When it is second and third and long because of run stops on early downs, Taylor has one job. And it’s the one he’s best at.

When the Seahawks were last in the NFL stopping the run through four games, Taylor had few obvious passing downs to be a single-minded pass rusher.

“When you stop the run you get to put pressure on the quarterback,” Taylor said.

“That played a big role to us getting to the quarterback, getting the ball, getting picks, all that. That plays a big role.

“Obviously, you see when you don’t stop the run you can’t do what we want to do best, what we do best, actually. So, we’ve been stopping the run, and y’all see what’s been happening.”

More big defensive plays

Taylor’s play set up Myers’ field goal for the 17-0 lead. It was the third big play in three drives by the defense to begin the game.

On Los Angeles’ opening possession, Mafe crashed into Chargers rookie right guard Zion Johnson on fourth and inches at the Seattle 32. Running back Austin Eckler ran directly into Johnson, then Neal for no gain.

Seattle has six stops on seven fourth downs the last two games, against opponents whose field-goal kickers were injured.

Smith, who had thrown an interception on his first drive off a tipped pass intended for Lockett, took that turnover on downs for a score.
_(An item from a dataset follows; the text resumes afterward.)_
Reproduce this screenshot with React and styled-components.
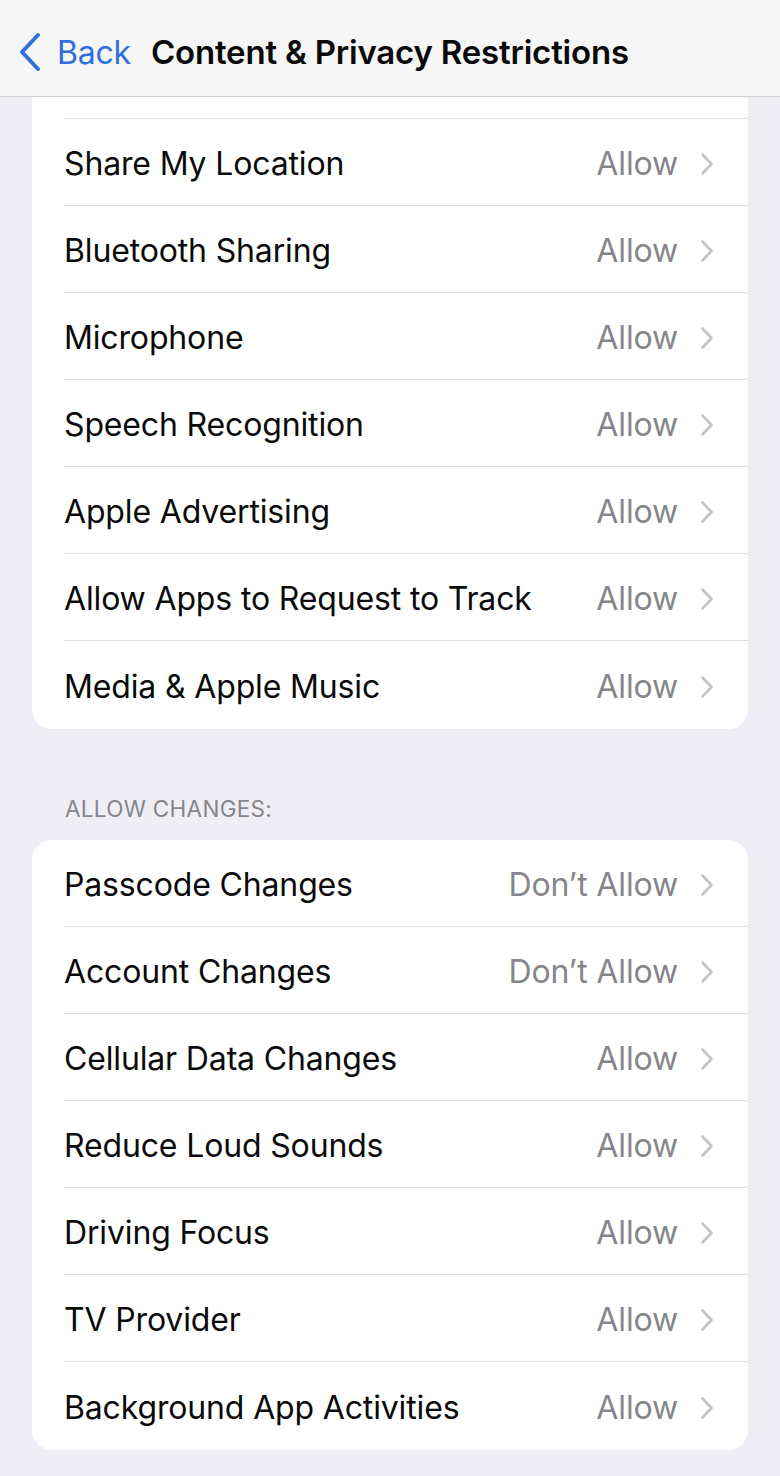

On third and 14 from the L.A. 20, Smith perfectly lofted a pass to the right side of the end zone onto Goodwin’s hands for his first Seahawks touchdown. It was his first TD catch since last November, for the Chicago Bears.

Neal continued his habit of timely, large plays as an extra safety and sixth, dime defensive back on the next drive. He played medium center field and Herbert never saw him on third and long while throwing an easy interception.

Walker converted that into a 14-0 lead for Seattle with a 12-yard touchdown run.

It was the sixth time in seven games to begin the season the Seahawks defense had forced at least two takeaways.